Putin eyes more Asian marts after Malaysia arms deal

Agencies, Kuala Lumpur

Visiting Russian President Vladimir Putin on Tuesday wrapped up a
US$900 million deal to sell warplanes to Malaysia and sets his
sights on more sales in the region.

"With the delivery of the Sukhoi, hopefully it will promote
Russian aviation technology to Southeast Asia," Putin said at the
launch of the Malaysia-Russia Business Council here.

The centerpiece of Putin's first visit to this mainly Muslim
nation is the signing of an agreement to supply 18 Sukhoi Su-30MK
fighter jets to the Royal Malaysian Air Force.

The combat aircraft forms part of a major arms procurement
spree by Malaysia which includes French submarines, British and
Russian missile systems and Polish attack tanks.

The squadron of Sukhoi will join Russian-made MiG-29Ns, U.S.-
made FA-18/Ds and British-made Hawks in Malaysia's combat
aircraft fleet, officials said.

Analysts in Moscow had predicted that Putin would use the trip
to Malaysia, the first by a Russian president, to boost his
country's position in the Asian arms market.

Under fire for its nuclear cooperation with Iran, Russia is
not keen to further rile the United States by increasing its arms
sales to the Islamic regime and is instead seeking alternate
customers, they said.

The Sukhoi deal is a sign that Russia is turning back to Asia
after the relationship that flourished with the U.S. after the
Sept. 11 attacks cooled over the U.S.-led war in Iraq, said
analyst Viktor Kremenyuk of the USA-Canada Institute in Moscow.

Malaysia is also a strong critic of the U.S. invasion of Iraq,
and the issue was raised obliquely at a question and answer
session after Putin's address to several hundred businessmen at
an hotel in the capital Kuala Lumpur.

In reply to a question on the "unilateral trend" in world
affairs, Putin said through an interpreter: "In our view, a
multipolar world will serve as a basis where the rule of law
triumphs and the practice of leading international organizations
is complied with."

The situation in Iraq came up again in talks between Putin and
Prime Minister Mahathir Mohamad later in the day, Foreign
Minister Syed Hamid Albar told reporters.

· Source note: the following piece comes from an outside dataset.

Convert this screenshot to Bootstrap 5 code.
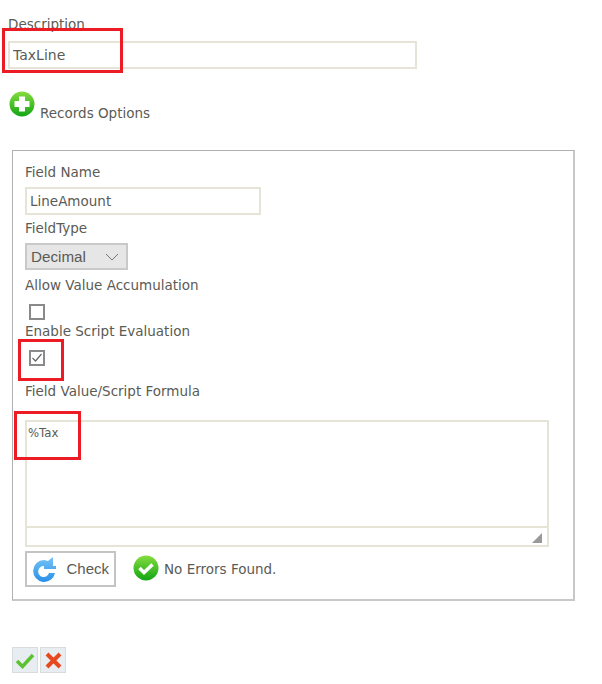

He said the two leaders agreed that "the preemptive invasion
may not have been the most appropriate action."

"Russia and Malaysia agreed that in order for other members of
the international community to be able to be involved
constructively and actively in Iraq the matter should be brought
back to the United Nations for a UN force to be sent there to
replace the coalition force," Syed Hamid said.

"The government of Iraq should be under the Iraqis' control.
At present it is a very unsatisfactory situation."

Meanwhile in Moscow, a spokesman for the Russian space agency
Rosaviakosmos said the Malaysian cosmonaut would visit the
International Space Station aboard a Soyuz craft after undergoing
more than 12 months of training, the ITAR-Tass news agency
reported.

Malaysia has not selected its space candidate or decided
whether that person would be a flight engineer or a researcher,
Sergei Gorbunov was cited as saying.

Putin is the third leader from major countries opposed to the
Iraq war -- the so-called "coalition of the unwilling" -- to
travel to Malaysia in recent months.

German Chancellor Gerhard Schroeder visited in May and was
followed by French President Jacques Chirac in July. None of the
three countries had previously sent their leaders to this nation
of some 23 million people, which is seen as among the world's
most developed Muslim states.

Following a state banquet, the Russian president was scheduled
to leave for Uzbekistan shortly after midnight.